Associations and institutions are welcome to apply to become members of the ALCC.
Preservation and digitisation are crucial to the continued importance of the Public Domain and libraries and archives are important players in the Public Domain.
As a new year starts books, music, visual art, films and other content move into the Public Domain. New Year’s Day is also Public Domain Day. 1 January each year is when these cultural objects join the countless volumes of content no longer protected by copyright that is available for everyone to share, use and adapt. Yet, for a lot of material in the Public Domain the biggest barrier to its productive reuse is obscurity. After all, you can’t make use of things you don’t know exist.
All copyright-protected material ultimately becomes part of the Public Domain, but a lot of the artefacts in it are held by libraries, archives, museums, galleries and cultural collections. Libraries, archives and other cultural institutions are charged with collecting, curating and preserving important cultural items so that future generations have access to their cultural heritage and can learn from them. These tangible links to the past provide insights into political and societal changes and the evolution of ideas.
Yet, knowing what is in a collection is the first hurdle. Historically, the second hurdle was getting to the collection’s premises. You were beholden to proximity; to access cultural heritage materials you needed to be privileged enough to be able to spend the time and money to travel to the collection’s physical location and arrange to see the material. With the digital age came the ability to make copies of collections material in digital formats that can easily be shared online. While online access is not a panacea, it makes a significant contribution to providing more equitable and convenient access to cultural heritage.
The journey cultural artefacts go through to become viewable online is often a complicated one. First, it must fall within the scope of what a cultural institution collects, and align with the institution’s current curatorial interpretation of their mandate. Then, the material must be able to be collected. The library, archive or collecting body may not be able to acquire or procure physical material or may be restricted from buying or licensing digital material such as e-books. If the material has made its way into the collection it is then subjected to careful storage, conservation and restoration practices. Each of these steps in the preservation of cultural heritage have benefited from digitisation of collections materials into digital formats. Digitisation has become an increasingly important part of cultural collection’s preservation programs.

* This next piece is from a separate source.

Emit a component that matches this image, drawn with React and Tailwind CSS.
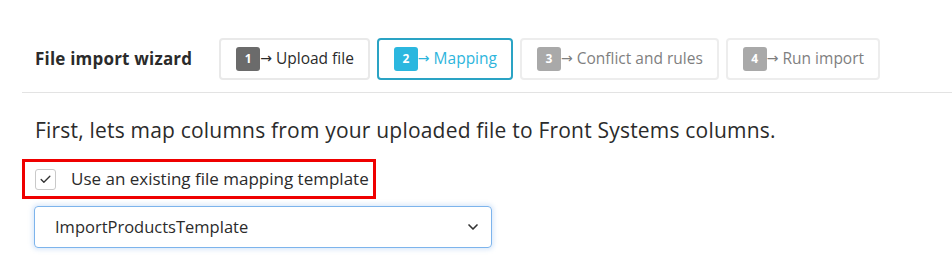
import { Check, ChevronDown } from 'lucide-react'

const steps = [
  { n: 1, label: 'Upload file', state: 'done' },
  { n: 2, label: 'Mapping', state: 'active' },
  { n: 3, label: 'Conflict and rules', state: 'todo' },
  { n: 4, label: 'Run import', state: 'todo' },
]

function Step({ n, label, state }) {
  const box =
    state === 'active'
      ? 'border-[#2aa3c4] text-[#2eb5dc]'
      : state === 'done'
        ? 'border-[#e9e9e9] text-[#2b2b2b]'
        : 'border-[#ededed] text-[#7f7f7f]'
  const badge =
    state === 'active' ? 'bg-[#2bb7df]' : state === 'done' ? 'bg-[#6b6b6b]' : 'bg-[#a9a9a9]'
  return (
    <div className={`h-[42px] flex items-center pl-[15px] pr-[14px] border-2 rounded-[4px] bg-white ${box}`}>
      <span
        className={`w-[24px] h-[24px] rounded-[3px] flex items-center justify-center text-white text-[12px] font-bold ${badge}`}
      >
        {n}
      </span>
      <span className="font-['DejaVu_Sans',sans-serif] text-[14px] mr-[4px] -translate-y-[1px]">→</span>
      <span className="text-[15.5px]">{label}</span>
    </div>
  )
}

export default function App() {
  return (
    <div className="w-[952px] h-[263px] bg-white font-['Open_Sans',sans-serif] text-[#2b2b2b] overflow-hidden">
      <div className="ml-[22px]">
        <div className="flex items-center pt-[38px] pb-[12px] pl-[13px] border-b border-[#e3e3e3]">
          <h1 className="text-[17px] font-bold text-[#2b2b2b] mr-[27px] tracking-[0.2px]">File import wizard</h1>
          <div className="flex gap-[7px]">
            {steps.map((s) => (
              <Step key={s.n} {...s} />
            ))}
          </div>
        </div>

        <p className="mt-[22px] pl-[13px] text-[21px] leading-[30px] tracking-[0.2px] whitespace-nowrap">
          First, lets map columns from your uploaded file to Front Systems columns.
        </p>

        <div className="mt-[14px] w-[354px] h-[40px] border-[3px] border-[#ef0000] flex items-center pl-[10px]">
          <span className="w-[21px] h-[21px] rounded-[3px] border border-[#c9c9c9] flex items-center justify-center">
            <Check size={13} strokeWidth={2.5} className="text-[#333]" />
          </span>
          <span className="ml-[15px] text-[17px] whitespace-nowrap">Use an existing file mapping template</span>
        </div>

        <div className="mt-[7px] ml-[12px] w-[458px] h-[42px] rounded-[4px] border border-[#7db4ec] shadow-[0_0_4px_2px_rgba(120,170,235,0.25)] flex items-center justify-between pl-[20px] pr-[10px]">
          <span className="text-[16.5px]">ImportProductsTemplate</span>
          <ChevronDown size={16} strokeWidth={2.5} className="text-[#333]" />
        </div>
      </div>
    </div>
  )
}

While the preservation and digitisation of content that is protected by copyright is an important part of what cultural collections do, so is preserving and digitising material in the Public Domain. For so long much of this older material was limited to physical formats. As more of it is digitally reproduced and made available online it becomes more readily searchable and viewable.
Accompanying these digital versions are catalogue records and metadata that contribute to their searchability and enriches each item with added contextual information, descriptions and other details. Metadata and catalogue information make them easier to find and high-quality digital reproductions makes them able to be examined in detail without damaging and degrading the original item.
Suddenly, rare historical documents, newspapers, magazines, government documents, personal letters, diaries and journals, recipe books, forgotten photographs and so much more content held in a building somewhere can be found using search terms and filters and viewed online by anyone with an internet connection, no matter their location or socioeconomic background. This digital access empowers artists, students, educators, researchers, historians, documentarians, innovators and everyone else to find and make use of our rich Public Domain.
A proactive approach to digitisation aligns with the principles of stewardship, safeguarding important cultural objects and guaranteeing the continuity of our cultural heritage. Plus it supports new kinds of uses of this material. For academic researchers for example, digitised content accelerates the pace of scholarly inquiry, facilitating interdisciplinary research and the creation of new knowledge.
Despite the enthusiastic uptake of digitisation by many cultural heritage institutions, so much of Australia’s vibrant Public Domain is not available online. The National Library of Australia, for example, reports that less than 10 per cent of its physical collections have been digitised. Copyright considerations coupled with the cost of digitisation and technical and human resources limitations play a big part in what gets digitised, and what of that is accessible by the Australian public.
The Public Domain is important. Libraries, archives and cultural collections are the right place to focus investment on digitising the Public Domain. Few if any other players have the right incentives in place to want to spend time, effort and money making material no longer protected by copyright widely available to the public. The potential rewards to be gained from more complete digitisation of Australia’s cultural collections are too great to ignore. Digitisation is a collective investment in our shared cultural legacy. Knowledge is power, and in the Public Domain that power belongs to everyone.